→ Task input:
= = = = = = =

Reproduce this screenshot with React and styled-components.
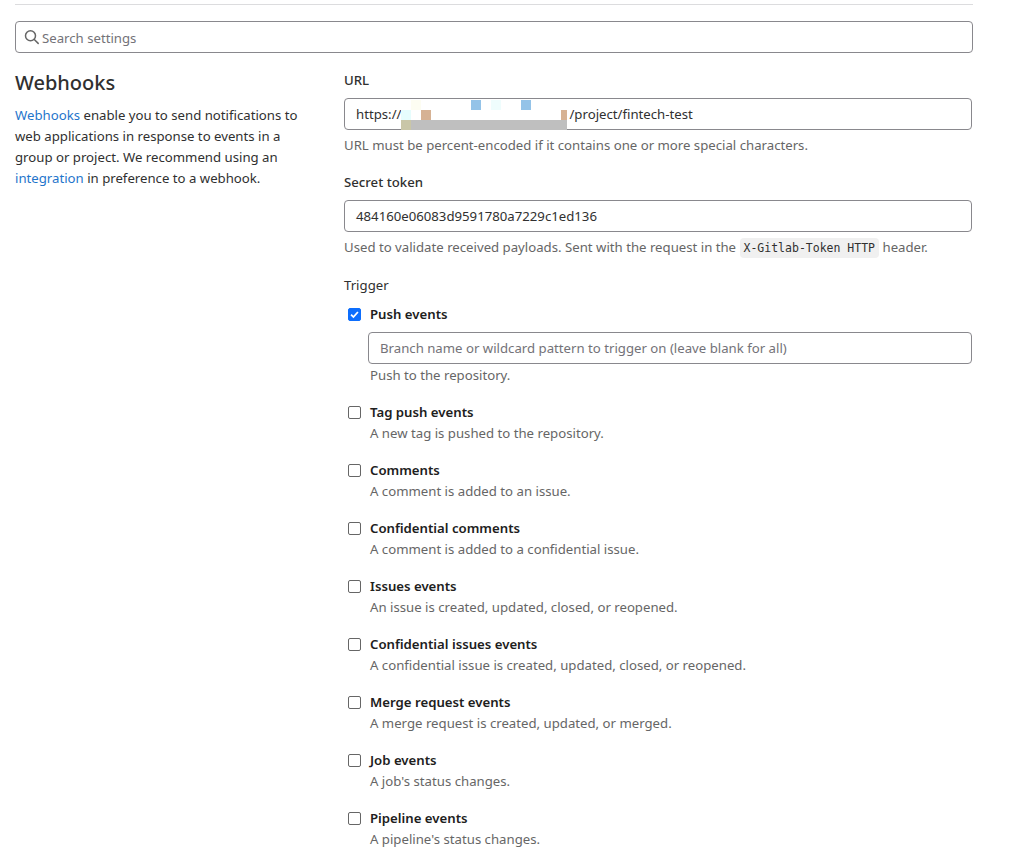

= = = = = = =

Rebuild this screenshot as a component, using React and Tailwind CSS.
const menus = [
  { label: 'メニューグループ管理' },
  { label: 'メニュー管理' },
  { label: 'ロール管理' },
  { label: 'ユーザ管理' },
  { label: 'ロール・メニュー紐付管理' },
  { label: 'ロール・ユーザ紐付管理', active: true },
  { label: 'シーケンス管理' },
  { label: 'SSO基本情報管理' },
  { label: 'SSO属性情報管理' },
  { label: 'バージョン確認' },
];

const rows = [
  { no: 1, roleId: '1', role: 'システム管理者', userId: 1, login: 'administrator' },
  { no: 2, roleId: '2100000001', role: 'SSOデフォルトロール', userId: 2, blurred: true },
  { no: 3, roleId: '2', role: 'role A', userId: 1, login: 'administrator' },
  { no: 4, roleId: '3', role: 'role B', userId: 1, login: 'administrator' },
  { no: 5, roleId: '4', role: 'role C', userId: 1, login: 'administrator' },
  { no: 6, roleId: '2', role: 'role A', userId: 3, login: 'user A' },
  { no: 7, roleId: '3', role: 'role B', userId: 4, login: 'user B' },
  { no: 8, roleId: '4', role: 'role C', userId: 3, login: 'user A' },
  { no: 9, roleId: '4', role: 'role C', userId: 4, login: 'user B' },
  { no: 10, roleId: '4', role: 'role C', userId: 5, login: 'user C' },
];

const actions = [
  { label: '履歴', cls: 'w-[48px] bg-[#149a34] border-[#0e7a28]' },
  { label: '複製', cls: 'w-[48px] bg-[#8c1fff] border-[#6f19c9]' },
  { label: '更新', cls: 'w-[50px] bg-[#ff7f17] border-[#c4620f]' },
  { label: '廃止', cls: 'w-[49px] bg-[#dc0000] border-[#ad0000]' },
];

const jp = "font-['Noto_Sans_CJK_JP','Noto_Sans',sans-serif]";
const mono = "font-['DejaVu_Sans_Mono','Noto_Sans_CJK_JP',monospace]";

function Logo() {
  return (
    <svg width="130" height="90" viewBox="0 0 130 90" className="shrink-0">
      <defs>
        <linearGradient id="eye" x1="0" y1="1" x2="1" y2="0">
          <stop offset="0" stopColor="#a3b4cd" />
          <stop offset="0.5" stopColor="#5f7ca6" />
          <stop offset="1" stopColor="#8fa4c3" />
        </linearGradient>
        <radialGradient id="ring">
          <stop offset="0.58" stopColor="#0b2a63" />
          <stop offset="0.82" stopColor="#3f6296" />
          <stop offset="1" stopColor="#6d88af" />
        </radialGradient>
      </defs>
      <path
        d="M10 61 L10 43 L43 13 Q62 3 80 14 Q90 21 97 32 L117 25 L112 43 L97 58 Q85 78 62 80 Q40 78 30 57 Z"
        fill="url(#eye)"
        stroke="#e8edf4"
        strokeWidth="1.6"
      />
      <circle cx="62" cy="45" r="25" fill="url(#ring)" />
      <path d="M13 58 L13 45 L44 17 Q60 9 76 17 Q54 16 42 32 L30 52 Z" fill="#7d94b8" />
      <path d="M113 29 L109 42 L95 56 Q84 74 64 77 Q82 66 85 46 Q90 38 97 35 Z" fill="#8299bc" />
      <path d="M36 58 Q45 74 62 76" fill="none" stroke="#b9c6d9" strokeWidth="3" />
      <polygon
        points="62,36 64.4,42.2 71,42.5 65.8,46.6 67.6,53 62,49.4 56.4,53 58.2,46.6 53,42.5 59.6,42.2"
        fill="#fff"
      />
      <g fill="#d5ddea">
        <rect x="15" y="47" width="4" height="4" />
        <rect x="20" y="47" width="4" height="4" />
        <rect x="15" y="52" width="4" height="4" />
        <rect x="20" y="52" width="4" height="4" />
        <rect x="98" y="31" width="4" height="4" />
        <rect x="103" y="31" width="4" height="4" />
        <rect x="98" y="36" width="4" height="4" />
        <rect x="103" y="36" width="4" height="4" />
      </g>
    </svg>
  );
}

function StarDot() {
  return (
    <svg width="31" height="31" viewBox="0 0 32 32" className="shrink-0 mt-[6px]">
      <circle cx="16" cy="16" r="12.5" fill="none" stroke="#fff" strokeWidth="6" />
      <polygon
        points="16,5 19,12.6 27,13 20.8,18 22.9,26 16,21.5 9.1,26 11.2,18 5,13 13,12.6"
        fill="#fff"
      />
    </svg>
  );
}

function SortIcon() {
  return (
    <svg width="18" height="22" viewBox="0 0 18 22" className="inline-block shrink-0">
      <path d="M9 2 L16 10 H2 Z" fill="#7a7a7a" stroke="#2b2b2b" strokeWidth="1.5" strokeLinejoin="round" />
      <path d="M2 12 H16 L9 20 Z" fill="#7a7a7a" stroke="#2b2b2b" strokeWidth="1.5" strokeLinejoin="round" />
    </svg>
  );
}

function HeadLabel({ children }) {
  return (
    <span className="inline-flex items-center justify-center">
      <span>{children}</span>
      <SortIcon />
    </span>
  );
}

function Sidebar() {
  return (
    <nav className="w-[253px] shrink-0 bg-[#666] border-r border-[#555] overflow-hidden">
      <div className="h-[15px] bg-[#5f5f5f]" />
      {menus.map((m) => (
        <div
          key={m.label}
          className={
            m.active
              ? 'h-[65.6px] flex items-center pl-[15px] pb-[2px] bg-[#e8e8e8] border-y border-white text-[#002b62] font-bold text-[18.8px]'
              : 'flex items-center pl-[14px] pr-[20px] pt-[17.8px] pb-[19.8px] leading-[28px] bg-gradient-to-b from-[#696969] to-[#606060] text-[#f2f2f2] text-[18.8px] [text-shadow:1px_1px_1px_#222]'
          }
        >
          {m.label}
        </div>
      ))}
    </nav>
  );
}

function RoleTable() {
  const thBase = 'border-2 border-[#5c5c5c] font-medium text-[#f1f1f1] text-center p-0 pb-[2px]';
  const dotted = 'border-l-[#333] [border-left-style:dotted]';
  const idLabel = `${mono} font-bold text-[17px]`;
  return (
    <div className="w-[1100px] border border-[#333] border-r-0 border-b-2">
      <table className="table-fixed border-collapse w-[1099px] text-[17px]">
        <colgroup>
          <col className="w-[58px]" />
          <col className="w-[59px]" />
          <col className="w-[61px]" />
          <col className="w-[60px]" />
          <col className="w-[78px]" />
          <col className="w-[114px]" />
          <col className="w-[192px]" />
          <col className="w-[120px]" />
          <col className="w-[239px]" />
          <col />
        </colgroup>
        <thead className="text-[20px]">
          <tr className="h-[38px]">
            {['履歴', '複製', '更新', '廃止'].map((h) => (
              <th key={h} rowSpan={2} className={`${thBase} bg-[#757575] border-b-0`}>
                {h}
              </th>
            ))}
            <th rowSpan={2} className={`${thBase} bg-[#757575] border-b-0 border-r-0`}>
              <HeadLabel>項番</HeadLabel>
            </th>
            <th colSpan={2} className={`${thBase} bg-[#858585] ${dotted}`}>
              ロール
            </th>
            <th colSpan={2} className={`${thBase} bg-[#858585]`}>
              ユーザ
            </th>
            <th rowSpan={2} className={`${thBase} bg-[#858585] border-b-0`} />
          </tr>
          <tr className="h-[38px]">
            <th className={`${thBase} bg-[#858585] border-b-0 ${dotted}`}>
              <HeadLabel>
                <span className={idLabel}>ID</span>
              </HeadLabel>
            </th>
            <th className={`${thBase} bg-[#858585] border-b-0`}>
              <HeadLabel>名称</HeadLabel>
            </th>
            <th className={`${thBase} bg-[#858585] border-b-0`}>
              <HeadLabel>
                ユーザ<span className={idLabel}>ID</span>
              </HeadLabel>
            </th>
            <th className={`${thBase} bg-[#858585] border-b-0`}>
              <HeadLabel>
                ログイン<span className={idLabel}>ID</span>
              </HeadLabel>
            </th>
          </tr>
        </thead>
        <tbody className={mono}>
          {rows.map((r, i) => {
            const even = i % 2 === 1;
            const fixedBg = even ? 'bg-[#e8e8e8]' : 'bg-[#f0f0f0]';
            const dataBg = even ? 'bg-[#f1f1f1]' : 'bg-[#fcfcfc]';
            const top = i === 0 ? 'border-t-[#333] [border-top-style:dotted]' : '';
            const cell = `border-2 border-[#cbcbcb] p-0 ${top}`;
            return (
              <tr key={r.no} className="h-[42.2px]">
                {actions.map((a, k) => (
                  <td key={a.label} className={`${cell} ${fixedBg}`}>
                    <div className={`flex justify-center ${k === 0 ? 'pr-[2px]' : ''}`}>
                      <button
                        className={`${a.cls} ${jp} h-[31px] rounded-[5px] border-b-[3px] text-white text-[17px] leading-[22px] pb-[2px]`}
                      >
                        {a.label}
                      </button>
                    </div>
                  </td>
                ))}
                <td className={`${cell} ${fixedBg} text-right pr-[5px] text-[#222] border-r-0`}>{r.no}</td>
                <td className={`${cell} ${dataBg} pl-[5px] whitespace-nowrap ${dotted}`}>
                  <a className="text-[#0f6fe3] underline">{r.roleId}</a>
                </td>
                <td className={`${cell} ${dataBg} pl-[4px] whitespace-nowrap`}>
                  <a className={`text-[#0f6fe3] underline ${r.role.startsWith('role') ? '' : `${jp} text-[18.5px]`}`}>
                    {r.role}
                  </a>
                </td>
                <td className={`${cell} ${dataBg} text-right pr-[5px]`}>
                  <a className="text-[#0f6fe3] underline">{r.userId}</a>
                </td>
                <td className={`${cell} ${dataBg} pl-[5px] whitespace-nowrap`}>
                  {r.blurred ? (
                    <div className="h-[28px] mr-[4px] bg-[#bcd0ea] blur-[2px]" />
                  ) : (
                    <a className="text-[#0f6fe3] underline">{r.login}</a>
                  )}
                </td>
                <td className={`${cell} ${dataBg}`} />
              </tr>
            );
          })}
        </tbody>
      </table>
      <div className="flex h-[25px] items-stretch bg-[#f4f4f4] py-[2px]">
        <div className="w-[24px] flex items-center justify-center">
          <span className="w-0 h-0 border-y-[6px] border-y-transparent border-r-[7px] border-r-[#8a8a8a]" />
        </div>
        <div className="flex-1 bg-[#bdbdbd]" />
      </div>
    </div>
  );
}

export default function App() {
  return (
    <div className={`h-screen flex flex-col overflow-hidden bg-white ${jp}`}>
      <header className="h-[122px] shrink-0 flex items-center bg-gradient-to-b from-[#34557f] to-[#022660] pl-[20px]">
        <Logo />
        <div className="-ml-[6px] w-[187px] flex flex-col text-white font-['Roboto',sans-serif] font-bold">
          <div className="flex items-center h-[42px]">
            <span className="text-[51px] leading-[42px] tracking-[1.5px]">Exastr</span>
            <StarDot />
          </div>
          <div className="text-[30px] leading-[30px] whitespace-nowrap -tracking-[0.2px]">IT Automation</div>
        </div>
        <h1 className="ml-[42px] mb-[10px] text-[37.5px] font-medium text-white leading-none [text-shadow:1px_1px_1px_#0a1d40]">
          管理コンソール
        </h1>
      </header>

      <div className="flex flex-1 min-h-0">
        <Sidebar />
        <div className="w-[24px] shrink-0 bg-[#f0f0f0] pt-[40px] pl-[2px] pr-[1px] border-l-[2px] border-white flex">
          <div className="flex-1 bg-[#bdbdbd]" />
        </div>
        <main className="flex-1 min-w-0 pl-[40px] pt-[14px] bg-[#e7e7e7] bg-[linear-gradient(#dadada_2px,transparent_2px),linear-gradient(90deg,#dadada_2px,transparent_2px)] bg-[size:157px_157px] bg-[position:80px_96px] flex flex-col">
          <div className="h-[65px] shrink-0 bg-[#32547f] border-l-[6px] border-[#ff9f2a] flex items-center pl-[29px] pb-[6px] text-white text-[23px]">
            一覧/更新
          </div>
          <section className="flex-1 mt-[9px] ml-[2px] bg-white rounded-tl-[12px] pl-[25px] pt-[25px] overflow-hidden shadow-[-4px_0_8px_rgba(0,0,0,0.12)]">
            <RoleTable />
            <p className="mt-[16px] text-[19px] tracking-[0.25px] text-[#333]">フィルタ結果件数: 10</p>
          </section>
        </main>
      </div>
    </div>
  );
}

= = = = = = =

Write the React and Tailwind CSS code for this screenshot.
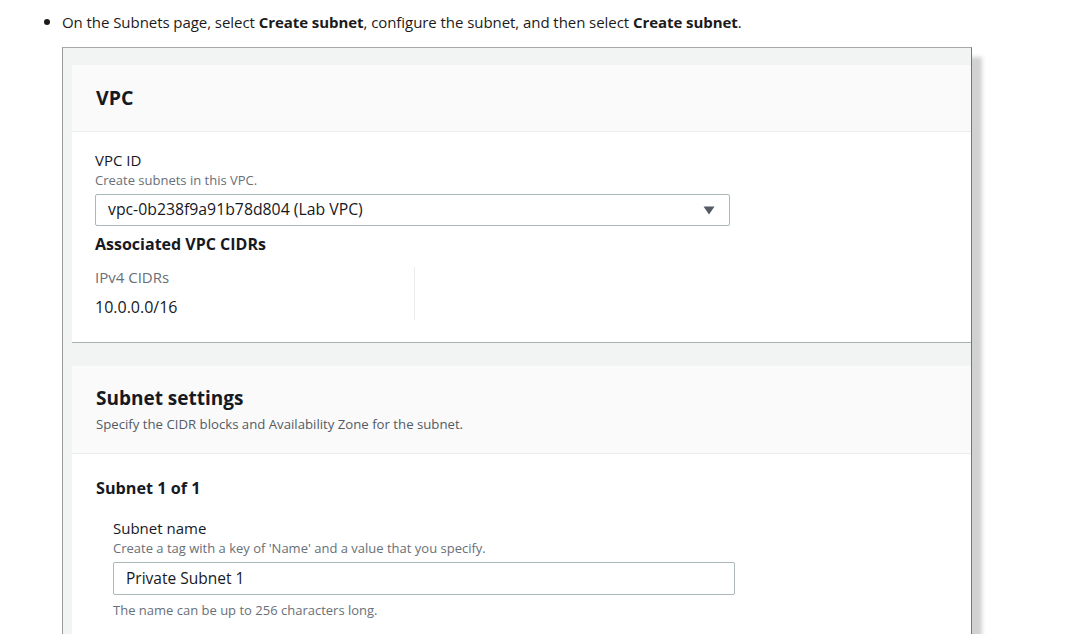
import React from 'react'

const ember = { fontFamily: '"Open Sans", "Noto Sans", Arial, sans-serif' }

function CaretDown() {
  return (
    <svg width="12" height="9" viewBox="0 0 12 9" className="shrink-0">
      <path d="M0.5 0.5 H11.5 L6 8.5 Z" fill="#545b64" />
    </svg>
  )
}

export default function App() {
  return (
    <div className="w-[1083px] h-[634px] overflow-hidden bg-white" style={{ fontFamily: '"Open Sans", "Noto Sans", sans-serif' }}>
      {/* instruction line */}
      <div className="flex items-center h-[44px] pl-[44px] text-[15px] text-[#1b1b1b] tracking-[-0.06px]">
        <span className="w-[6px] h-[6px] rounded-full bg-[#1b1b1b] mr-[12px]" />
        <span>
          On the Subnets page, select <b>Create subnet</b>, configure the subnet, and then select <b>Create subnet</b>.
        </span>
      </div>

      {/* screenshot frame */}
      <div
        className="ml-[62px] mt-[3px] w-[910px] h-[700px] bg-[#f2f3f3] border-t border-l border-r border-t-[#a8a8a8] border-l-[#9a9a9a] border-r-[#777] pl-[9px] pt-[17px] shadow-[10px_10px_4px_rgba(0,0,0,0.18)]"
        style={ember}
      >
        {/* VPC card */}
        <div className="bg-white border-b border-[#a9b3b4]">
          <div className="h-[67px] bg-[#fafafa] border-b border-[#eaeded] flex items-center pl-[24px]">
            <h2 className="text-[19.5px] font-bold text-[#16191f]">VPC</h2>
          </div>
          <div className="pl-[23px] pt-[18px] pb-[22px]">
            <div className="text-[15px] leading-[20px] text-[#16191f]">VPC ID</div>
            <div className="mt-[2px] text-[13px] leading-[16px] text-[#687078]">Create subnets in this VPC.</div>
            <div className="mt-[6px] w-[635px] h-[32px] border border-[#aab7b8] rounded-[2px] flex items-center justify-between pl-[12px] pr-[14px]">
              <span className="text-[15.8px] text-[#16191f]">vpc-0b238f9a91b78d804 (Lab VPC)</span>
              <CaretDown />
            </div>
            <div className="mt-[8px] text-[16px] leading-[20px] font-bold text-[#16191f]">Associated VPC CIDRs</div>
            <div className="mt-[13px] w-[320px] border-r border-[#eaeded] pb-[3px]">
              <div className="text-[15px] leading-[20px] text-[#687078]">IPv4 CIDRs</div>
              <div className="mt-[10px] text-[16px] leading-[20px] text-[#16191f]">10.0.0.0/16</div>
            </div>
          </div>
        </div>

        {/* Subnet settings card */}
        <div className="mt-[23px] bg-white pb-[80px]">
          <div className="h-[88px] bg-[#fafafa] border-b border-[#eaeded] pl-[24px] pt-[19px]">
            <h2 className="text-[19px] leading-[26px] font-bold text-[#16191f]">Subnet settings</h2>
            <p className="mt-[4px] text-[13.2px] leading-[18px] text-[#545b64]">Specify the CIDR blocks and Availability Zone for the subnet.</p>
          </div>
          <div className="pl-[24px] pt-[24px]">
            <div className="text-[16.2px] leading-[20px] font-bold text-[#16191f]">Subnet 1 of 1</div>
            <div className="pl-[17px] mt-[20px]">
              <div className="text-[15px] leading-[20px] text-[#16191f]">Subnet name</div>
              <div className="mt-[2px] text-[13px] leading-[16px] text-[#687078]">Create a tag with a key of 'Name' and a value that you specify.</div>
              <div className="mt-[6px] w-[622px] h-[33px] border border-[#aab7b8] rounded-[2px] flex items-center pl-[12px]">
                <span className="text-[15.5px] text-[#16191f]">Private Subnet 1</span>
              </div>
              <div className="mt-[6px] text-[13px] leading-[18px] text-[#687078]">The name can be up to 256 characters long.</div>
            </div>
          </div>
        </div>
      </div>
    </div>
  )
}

= = = = = = =

→ Your goal:
Say how many lines contain the string "screenshot", giving nothing but the count.

→ Result below:
4